Front-end source files:
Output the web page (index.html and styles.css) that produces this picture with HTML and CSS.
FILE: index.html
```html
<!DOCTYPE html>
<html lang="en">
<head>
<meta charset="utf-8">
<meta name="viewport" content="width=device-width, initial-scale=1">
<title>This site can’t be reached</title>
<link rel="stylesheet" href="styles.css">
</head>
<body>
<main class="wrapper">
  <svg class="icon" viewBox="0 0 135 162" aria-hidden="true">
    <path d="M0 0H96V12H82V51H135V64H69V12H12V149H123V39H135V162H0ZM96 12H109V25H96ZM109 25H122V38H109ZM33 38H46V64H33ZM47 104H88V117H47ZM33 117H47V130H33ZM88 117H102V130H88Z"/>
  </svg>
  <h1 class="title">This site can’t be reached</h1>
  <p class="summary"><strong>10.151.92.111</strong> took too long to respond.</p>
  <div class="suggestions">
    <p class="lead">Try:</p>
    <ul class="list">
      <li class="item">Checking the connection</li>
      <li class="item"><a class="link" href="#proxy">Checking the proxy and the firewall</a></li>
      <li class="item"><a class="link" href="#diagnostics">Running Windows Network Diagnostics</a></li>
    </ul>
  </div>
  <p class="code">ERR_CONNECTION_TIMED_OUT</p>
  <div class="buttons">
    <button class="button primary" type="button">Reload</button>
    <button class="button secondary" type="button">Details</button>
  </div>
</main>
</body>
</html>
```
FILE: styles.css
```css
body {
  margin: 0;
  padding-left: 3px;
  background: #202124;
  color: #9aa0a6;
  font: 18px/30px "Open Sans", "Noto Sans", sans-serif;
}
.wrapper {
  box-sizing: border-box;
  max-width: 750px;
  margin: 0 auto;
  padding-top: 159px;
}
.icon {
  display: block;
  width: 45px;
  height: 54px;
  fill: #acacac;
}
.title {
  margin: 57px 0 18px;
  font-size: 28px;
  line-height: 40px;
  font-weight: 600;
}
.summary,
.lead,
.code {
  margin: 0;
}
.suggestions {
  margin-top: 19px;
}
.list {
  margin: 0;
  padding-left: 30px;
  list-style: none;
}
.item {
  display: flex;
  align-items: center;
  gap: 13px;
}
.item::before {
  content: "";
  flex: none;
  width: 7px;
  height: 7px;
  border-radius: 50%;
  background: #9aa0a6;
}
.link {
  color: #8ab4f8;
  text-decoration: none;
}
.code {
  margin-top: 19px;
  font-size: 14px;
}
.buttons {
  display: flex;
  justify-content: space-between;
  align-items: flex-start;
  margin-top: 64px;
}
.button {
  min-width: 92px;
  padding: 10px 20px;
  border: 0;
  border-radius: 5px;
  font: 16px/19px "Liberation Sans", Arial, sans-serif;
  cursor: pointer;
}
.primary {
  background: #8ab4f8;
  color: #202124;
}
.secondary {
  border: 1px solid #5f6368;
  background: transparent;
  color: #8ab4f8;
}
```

--

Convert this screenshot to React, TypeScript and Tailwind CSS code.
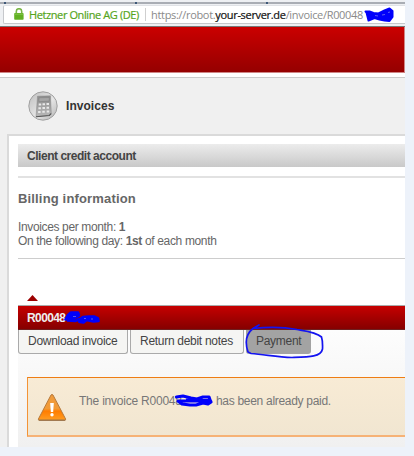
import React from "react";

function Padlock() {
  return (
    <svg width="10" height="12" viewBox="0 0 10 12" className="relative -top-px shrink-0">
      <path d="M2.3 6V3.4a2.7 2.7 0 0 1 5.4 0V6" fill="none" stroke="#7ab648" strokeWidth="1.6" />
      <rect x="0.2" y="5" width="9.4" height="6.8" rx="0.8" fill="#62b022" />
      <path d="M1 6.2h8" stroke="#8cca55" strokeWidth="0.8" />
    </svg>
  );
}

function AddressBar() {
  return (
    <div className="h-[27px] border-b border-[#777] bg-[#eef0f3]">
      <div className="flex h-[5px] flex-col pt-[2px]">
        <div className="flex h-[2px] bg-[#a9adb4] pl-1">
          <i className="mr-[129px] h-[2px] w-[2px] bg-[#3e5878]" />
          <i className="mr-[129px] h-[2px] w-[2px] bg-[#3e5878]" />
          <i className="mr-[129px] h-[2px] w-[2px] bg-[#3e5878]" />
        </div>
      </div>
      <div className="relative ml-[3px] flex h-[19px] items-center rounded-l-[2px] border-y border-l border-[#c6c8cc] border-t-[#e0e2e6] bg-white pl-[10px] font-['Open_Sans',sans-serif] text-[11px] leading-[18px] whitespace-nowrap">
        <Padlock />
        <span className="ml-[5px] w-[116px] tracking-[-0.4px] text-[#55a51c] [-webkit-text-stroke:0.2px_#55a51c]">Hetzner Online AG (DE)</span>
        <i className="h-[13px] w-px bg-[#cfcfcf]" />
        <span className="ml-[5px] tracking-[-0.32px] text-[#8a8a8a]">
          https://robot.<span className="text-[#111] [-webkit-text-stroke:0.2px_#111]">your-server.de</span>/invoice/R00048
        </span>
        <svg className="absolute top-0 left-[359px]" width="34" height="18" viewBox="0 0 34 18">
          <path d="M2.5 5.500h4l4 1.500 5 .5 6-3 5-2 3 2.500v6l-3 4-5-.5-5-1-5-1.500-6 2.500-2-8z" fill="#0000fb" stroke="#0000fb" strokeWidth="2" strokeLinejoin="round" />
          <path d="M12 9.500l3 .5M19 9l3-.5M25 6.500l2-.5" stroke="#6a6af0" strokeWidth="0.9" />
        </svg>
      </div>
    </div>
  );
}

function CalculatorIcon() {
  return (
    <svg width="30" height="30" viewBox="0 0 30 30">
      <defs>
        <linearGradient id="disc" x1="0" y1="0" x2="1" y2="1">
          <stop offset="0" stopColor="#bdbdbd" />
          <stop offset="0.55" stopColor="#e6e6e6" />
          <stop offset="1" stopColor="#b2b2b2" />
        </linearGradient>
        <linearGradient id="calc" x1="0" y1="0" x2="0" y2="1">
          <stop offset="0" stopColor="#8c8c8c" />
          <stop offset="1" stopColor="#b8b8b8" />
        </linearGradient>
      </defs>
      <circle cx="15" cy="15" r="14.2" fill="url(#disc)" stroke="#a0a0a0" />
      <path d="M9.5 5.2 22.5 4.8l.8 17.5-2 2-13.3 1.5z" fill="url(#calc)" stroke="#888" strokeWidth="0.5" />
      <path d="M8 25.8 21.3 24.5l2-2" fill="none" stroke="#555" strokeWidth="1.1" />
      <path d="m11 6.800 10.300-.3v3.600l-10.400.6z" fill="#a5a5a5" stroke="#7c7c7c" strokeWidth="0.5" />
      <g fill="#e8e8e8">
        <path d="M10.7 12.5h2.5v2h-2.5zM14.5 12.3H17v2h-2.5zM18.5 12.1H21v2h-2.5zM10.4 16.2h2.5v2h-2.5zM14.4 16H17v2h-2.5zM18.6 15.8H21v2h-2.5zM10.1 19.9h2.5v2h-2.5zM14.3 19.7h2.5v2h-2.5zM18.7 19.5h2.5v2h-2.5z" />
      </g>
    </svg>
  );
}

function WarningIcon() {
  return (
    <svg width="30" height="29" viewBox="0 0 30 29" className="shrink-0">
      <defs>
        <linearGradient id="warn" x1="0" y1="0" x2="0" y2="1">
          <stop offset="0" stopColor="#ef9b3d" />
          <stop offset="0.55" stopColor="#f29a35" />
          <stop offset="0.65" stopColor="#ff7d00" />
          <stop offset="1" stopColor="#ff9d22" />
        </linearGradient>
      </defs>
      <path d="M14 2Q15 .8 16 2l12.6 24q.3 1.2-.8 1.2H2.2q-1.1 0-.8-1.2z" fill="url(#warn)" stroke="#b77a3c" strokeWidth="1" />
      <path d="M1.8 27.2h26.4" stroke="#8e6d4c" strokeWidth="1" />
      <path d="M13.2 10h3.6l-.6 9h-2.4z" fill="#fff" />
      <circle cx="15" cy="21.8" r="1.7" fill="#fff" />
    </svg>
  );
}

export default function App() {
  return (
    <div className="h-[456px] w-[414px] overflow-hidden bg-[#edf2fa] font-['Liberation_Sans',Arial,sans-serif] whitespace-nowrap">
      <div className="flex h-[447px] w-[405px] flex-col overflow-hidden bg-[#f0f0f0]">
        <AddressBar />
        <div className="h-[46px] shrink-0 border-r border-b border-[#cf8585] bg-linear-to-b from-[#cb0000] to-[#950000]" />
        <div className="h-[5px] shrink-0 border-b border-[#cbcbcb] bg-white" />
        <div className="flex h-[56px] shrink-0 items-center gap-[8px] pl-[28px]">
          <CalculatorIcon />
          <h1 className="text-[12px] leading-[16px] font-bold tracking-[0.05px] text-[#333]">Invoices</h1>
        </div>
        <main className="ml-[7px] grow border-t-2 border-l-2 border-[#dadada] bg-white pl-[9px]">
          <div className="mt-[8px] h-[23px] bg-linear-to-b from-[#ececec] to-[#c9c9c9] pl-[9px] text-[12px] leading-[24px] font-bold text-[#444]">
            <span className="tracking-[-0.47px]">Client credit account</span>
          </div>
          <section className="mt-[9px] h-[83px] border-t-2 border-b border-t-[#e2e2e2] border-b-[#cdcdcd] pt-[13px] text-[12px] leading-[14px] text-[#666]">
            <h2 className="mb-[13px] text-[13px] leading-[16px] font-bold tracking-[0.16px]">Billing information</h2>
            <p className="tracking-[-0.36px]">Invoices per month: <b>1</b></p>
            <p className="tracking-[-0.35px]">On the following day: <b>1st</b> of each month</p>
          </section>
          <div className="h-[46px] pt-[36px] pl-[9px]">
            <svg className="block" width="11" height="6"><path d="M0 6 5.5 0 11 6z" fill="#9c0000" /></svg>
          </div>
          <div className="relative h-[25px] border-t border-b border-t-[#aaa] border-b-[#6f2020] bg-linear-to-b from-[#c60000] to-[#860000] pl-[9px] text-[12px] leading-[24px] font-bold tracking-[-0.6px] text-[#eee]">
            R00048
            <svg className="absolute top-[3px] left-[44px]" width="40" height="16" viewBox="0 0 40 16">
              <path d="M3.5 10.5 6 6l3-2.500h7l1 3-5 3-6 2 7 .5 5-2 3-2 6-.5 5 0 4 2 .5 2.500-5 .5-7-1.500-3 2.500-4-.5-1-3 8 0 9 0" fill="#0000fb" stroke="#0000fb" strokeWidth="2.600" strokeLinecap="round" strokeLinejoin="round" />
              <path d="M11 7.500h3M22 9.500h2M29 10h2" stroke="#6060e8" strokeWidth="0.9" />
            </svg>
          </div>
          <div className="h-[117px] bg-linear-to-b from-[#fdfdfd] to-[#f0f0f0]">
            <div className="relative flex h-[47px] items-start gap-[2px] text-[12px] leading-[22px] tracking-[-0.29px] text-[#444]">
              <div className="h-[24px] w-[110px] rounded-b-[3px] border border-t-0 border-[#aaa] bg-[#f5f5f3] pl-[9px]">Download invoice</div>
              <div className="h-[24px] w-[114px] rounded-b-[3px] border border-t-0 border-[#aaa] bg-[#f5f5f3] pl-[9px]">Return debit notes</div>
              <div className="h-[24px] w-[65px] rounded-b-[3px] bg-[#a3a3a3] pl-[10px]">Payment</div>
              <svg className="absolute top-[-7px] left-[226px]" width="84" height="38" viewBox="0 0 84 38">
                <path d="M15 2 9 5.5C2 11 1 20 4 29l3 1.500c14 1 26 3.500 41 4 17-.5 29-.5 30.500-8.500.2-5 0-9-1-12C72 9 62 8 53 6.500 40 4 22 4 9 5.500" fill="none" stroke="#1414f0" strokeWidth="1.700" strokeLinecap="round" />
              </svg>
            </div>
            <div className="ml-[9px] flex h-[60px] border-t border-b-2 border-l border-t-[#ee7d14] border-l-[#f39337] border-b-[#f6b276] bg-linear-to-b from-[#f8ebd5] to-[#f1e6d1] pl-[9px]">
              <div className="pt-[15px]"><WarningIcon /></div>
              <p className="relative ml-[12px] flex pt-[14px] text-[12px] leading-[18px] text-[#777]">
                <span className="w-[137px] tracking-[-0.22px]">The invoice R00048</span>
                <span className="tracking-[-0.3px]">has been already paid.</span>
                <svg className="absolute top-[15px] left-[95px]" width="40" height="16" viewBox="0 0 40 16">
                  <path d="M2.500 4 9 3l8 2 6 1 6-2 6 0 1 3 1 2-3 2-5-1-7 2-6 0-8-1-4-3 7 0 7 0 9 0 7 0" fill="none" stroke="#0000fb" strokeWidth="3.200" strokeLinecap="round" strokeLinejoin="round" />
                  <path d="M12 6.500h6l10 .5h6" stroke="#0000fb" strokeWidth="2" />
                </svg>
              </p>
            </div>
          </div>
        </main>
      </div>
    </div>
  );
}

--

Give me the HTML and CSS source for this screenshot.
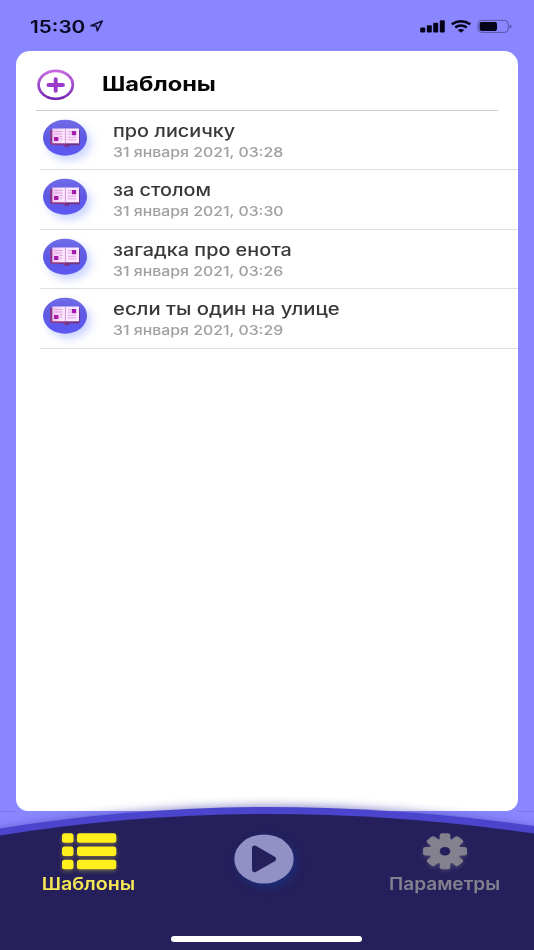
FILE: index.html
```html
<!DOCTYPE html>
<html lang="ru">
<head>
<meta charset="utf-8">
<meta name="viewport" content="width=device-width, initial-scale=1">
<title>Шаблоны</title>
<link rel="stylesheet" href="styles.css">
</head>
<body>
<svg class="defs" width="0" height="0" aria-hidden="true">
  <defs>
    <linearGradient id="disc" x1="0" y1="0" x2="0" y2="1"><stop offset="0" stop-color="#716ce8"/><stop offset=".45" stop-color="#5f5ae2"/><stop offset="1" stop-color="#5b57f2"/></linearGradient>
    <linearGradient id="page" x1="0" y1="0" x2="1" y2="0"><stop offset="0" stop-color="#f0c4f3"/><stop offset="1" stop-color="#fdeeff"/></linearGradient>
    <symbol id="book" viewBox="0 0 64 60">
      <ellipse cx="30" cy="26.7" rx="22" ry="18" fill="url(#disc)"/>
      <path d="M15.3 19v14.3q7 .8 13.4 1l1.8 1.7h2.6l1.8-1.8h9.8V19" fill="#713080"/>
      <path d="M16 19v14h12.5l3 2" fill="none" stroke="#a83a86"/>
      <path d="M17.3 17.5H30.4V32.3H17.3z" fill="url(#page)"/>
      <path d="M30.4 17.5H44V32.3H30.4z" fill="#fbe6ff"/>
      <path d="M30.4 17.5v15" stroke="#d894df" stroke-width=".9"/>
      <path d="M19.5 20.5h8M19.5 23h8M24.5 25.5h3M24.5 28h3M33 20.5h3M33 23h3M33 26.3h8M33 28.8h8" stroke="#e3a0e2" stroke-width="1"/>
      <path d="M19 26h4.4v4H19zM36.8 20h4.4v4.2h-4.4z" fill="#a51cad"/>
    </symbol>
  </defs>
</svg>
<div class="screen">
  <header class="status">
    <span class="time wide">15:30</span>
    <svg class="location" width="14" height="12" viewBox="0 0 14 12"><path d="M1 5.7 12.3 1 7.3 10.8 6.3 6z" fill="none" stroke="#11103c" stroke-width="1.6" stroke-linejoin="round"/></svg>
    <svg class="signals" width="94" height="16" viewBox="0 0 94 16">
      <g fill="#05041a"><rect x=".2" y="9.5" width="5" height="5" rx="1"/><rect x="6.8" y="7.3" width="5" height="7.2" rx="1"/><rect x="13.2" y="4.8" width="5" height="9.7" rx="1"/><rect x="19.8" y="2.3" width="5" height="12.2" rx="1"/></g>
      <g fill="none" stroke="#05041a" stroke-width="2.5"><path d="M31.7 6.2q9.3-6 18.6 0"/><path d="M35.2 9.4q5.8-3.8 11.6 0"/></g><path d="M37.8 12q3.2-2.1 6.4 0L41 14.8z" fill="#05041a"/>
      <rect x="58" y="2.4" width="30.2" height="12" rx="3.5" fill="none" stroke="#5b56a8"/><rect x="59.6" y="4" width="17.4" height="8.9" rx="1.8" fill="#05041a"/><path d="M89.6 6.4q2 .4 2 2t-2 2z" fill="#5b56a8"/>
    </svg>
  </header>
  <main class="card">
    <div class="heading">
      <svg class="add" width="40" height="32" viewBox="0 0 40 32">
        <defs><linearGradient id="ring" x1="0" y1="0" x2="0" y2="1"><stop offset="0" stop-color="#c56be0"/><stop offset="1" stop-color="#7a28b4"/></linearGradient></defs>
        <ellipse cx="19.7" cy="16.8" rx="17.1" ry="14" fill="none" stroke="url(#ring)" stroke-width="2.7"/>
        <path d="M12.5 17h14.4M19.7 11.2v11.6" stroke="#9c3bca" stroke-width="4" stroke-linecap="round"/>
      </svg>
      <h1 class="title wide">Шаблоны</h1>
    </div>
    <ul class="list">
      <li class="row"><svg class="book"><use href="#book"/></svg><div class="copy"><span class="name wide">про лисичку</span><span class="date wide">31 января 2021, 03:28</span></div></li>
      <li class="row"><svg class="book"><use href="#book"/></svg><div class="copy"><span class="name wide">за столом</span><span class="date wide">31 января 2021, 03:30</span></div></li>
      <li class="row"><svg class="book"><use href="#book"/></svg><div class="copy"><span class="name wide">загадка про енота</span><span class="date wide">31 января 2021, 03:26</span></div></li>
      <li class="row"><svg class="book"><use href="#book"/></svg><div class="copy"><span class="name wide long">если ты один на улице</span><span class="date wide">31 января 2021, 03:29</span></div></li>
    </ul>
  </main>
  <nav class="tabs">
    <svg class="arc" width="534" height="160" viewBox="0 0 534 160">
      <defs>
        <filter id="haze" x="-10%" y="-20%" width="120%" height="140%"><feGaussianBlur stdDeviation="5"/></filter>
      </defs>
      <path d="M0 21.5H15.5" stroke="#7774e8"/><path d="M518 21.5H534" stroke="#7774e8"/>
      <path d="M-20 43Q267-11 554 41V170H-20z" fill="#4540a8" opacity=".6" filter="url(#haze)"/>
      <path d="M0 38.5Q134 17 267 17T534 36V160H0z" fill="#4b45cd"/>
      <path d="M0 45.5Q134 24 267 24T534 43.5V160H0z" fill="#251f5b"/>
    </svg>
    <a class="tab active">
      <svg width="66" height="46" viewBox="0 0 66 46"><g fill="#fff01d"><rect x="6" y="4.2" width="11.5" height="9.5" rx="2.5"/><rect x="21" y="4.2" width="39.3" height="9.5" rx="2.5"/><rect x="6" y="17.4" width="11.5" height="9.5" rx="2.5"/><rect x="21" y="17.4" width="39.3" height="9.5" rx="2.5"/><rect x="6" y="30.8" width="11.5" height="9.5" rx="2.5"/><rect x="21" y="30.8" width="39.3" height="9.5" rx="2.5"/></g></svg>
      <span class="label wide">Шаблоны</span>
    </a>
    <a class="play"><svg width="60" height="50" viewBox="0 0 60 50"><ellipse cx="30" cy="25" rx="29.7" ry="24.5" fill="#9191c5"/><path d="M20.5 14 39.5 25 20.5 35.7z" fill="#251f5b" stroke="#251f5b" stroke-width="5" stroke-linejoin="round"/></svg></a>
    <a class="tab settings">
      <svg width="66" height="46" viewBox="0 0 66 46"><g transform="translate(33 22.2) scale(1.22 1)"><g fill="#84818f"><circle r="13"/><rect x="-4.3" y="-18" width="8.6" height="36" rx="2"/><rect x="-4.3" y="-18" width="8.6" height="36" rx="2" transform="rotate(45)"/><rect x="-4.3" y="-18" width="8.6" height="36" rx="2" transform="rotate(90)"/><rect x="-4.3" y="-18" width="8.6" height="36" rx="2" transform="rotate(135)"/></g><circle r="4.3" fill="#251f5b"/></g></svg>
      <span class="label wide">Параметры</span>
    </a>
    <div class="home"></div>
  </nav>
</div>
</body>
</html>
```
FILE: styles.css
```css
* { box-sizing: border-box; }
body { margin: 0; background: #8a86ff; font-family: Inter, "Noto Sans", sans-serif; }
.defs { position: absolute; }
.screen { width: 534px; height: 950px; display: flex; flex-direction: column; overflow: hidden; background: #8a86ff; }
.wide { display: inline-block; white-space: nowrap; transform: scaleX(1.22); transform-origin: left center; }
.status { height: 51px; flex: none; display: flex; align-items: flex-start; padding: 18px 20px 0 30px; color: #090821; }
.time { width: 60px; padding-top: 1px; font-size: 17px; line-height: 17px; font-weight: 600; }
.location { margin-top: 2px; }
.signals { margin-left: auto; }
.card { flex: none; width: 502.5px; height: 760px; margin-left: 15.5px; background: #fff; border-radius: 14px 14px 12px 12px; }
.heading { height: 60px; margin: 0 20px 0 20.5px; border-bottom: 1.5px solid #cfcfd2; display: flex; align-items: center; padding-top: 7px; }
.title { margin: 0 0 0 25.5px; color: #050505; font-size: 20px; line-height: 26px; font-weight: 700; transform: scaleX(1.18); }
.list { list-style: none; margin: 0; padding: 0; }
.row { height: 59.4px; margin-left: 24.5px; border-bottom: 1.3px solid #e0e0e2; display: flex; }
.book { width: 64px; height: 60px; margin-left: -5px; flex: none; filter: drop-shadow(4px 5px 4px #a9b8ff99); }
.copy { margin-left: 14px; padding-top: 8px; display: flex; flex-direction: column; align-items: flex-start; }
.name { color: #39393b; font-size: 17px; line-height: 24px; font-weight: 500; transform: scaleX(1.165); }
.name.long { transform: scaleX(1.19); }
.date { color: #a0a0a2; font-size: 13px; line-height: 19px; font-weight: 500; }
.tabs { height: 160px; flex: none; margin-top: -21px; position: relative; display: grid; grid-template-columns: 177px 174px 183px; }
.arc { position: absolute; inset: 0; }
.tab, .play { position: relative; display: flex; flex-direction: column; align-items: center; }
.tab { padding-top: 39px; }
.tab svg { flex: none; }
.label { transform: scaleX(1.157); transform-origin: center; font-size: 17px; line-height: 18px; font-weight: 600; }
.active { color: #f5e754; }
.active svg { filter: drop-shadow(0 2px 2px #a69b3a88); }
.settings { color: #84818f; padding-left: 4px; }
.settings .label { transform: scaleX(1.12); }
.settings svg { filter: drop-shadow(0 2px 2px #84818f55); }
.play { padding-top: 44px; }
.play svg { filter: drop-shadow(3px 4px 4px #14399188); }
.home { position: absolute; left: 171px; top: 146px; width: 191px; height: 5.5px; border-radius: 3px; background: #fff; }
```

WRITTEN PROBLEM: Report all lines of the data above that include the string "screenshot".

ANSWER TO THE TASK:
Convert this screenshot to React, TypeScript and Tailwind CSS code.
Give me the HTML and CSS source for this screenshot.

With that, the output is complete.